» **Your goal**: Search the listing below for "styles". Copy each matching line.

» **Information provided**:
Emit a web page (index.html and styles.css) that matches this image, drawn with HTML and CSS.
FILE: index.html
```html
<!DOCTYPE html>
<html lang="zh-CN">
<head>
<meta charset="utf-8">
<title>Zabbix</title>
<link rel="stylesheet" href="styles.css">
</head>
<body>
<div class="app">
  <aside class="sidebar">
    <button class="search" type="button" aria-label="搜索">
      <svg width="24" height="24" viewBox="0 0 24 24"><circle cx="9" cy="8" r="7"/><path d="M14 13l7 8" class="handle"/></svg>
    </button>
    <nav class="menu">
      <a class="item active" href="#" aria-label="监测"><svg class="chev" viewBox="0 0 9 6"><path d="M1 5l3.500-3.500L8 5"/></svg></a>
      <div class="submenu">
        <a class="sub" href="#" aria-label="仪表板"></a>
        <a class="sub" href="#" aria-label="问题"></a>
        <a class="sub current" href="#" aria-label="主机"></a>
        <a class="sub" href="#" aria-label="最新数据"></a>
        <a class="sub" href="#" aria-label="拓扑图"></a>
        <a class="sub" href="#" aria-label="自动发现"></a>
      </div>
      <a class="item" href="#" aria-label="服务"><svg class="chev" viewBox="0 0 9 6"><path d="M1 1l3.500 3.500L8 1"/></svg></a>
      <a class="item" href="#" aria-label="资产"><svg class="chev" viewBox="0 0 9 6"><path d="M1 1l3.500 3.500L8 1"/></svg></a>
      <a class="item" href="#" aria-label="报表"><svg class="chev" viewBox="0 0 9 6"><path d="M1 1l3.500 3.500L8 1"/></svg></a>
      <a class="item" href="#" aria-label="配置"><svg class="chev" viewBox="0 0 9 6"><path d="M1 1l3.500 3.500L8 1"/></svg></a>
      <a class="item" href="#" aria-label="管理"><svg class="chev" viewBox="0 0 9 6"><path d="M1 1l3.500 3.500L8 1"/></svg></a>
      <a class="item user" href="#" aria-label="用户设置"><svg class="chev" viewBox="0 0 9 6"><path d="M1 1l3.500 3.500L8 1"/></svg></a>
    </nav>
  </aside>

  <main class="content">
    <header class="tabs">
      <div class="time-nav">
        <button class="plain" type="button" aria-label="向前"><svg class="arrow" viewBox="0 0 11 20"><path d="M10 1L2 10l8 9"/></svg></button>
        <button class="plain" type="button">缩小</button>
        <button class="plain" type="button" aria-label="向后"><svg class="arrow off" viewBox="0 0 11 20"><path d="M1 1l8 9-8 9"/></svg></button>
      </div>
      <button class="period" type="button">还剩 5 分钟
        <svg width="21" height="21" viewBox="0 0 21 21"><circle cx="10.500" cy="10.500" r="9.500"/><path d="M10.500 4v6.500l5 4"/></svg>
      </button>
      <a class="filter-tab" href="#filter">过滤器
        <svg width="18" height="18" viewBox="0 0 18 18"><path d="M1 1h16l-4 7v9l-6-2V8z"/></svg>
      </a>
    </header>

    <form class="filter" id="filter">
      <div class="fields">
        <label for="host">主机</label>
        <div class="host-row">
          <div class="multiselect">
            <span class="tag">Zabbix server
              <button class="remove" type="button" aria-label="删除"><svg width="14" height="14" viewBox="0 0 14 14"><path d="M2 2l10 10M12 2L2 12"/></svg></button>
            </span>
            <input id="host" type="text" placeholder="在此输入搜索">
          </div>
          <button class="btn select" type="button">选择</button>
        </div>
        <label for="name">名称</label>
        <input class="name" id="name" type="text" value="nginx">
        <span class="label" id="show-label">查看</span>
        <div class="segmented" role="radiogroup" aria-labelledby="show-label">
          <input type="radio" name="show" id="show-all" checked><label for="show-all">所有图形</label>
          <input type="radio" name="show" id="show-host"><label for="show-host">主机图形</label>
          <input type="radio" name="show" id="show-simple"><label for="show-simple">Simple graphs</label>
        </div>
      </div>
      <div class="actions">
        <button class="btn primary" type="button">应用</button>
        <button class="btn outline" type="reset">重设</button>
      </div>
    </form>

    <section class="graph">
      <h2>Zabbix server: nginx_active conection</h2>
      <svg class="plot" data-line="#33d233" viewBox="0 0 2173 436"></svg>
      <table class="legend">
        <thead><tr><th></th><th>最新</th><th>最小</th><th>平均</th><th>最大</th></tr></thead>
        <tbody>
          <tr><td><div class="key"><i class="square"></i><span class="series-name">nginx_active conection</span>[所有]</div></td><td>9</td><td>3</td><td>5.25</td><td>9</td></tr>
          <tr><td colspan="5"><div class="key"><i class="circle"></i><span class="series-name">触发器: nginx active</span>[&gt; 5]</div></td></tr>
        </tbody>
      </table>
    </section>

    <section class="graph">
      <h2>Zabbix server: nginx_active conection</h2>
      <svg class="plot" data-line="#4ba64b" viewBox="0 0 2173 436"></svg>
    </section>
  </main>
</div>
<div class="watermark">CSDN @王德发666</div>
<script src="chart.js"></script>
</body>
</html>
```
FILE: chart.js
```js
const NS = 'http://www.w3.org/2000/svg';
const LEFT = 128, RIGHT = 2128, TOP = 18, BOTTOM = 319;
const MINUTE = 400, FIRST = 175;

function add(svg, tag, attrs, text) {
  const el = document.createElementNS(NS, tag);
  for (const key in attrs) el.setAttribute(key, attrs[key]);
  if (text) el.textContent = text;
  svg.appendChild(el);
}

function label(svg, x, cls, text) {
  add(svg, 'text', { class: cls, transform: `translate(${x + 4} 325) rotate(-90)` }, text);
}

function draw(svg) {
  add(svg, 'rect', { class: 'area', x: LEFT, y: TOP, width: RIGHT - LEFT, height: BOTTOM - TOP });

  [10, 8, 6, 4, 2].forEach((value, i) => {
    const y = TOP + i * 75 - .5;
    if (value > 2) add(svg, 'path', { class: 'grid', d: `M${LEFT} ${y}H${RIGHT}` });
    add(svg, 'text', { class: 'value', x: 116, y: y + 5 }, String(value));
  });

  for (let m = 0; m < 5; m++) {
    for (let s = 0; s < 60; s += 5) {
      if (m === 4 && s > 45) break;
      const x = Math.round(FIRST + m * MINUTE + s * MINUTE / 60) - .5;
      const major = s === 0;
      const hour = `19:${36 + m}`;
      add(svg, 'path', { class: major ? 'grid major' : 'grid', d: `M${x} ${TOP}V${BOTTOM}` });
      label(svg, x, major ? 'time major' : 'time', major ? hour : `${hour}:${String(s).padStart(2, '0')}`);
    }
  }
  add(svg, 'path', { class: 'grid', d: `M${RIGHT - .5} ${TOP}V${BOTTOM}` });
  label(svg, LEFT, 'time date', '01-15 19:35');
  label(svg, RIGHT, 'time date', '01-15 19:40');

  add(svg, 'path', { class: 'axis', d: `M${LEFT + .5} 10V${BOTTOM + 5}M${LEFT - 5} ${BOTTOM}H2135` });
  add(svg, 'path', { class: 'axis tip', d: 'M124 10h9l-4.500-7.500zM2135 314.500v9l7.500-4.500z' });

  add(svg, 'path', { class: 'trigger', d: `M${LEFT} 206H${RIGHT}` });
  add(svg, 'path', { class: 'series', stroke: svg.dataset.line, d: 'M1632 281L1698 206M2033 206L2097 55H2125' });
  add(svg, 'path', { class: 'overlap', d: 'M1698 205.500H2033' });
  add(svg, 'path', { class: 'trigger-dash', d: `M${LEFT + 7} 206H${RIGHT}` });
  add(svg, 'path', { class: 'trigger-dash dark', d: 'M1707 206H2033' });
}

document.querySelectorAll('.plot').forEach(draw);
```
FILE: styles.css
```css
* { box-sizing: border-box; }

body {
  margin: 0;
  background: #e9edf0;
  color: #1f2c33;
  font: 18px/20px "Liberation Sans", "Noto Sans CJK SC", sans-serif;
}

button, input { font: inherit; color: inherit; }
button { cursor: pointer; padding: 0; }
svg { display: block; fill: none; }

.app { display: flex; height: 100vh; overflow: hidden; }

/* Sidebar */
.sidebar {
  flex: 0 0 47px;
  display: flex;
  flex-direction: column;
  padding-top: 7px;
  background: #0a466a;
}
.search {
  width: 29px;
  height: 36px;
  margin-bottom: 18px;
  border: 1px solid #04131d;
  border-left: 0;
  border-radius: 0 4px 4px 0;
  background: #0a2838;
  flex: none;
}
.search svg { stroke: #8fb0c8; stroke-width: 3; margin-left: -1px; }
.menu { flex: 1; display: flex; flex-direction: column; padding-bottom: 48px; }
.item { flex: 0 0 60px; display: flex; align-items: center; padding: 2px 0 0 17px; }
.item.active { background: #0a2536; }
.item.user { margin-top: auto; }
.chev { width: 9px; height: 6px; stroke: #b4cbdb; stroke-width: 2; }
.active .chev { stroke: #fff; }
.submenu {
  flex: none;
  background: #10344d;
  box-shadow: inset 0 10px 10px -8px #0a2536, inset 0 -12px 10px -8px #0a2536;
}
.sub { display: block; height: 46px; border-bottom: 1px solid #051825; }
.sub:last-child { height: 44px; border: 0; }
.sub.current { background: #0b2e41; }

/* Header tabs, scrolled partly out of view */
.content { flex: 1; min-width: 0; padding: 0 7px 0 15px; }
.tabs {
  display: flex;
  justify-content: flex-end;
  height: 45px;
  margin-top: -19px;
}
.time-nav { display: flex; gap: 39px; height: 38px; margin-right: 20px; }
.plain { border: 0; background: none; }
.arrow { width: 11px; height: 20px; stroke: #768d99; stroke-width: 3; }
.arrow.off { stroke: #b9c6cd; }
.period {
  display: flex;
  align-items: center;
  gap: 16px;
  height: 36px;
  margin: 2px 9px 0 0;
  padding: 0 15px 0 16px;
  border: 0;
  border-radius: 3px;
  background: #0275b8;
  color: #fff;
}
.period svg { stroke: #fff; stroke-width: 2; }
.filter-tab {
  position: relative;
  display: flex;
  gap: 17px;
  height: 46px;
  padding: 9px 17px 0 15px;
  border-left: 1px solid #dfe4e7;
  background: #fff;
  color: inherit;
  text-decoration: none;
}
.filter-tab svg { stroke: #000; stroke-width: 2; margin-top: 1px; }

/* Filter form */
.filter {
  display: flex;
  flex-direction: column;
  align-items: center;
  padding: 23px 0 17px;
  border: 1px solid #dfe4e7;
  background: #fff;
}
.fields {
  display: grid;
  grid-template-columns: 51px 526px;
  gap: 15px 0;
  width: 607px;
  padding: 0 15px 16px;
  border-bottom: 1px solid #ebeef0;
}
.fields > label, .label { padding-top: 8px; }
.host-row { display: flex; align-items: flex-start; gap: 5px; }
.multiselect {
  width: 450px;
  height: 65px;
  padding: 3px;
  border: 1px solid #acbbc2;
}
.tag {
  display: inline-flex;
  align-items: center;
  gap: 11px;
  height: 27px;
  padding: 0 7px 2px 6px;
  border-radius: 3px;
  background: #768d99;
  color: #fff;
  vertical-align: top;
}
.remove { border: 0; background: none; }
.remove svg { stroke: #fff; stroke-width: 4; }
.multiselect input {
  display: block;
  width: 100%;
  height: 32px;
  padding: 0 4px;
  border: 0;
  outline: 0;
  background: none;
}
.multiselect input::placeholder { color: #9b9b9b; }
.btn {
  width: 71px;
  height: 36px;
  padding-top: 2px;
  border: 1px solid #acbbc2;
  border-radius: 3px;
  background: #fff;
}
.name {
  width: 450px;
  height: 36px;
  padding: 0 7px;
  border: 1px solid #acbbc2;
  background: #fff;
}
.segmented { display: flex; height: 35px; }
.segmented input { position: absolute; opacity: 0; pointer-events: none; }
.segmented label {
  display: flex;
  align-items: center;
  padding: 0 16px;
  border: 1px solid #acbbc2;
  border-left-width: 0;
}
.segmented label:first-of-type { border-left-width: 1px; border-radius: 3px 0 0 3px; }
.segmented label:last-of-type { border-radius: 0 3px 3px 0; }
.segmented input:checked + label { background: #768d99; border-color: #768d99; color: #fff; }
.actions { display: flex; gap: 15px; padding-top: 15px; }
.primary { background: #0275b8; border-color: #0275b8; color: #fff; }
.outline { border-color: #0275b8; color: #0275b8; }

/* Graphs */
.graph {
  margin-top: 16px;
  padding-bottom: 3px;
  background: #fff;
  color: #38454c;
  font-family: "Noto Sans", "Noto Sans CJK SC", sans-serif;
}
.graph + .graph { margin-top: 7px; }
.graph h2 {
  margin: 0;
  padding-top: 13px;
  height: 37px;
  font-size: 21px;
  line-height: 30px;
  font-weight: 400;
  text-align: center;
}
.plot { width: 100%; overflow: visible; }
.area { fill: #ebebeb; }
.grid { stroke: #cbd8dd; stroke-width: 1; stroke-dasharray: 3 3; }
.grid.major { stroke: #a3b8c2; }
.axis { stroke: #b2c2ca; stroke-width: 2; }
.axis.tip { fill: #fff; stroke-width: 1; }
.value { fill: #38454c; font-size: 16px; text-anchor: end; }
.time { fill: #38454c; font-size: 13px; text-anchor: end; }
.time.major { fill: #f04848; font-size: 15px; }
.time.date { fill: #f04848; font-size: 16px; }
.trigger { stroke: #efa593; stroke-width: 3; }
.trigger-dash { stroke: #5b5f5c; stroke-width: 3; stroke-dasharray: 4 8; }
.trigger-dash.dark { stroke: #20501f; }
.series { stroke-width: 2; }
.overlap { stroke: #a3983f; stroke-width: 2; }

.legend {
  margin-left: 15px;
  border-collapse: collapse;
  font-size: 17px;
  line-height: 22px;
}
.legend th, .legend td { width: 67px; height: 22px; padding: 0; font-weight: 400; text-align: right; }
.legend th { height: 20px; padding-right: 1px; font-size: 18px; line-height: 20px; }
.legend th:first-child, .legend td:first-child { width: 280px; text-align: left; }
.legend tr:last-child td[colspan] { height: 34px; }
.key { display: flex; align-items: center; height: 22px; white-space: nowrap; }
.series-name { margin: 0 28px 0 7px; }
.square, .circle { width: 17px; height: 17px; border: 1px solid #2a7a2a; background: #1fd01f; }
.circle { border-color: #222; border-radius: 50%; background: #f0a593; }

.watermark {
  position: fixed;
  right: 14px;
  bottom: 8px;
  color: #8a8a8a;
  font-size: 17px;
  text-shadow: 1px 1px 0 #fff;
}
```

» **The output**:
Emit a web page (index.html and styles.css) that matches this image, drawn with HTML and CSS.
<link rel="stylesheet" href="styles.css">
FILE: styles.css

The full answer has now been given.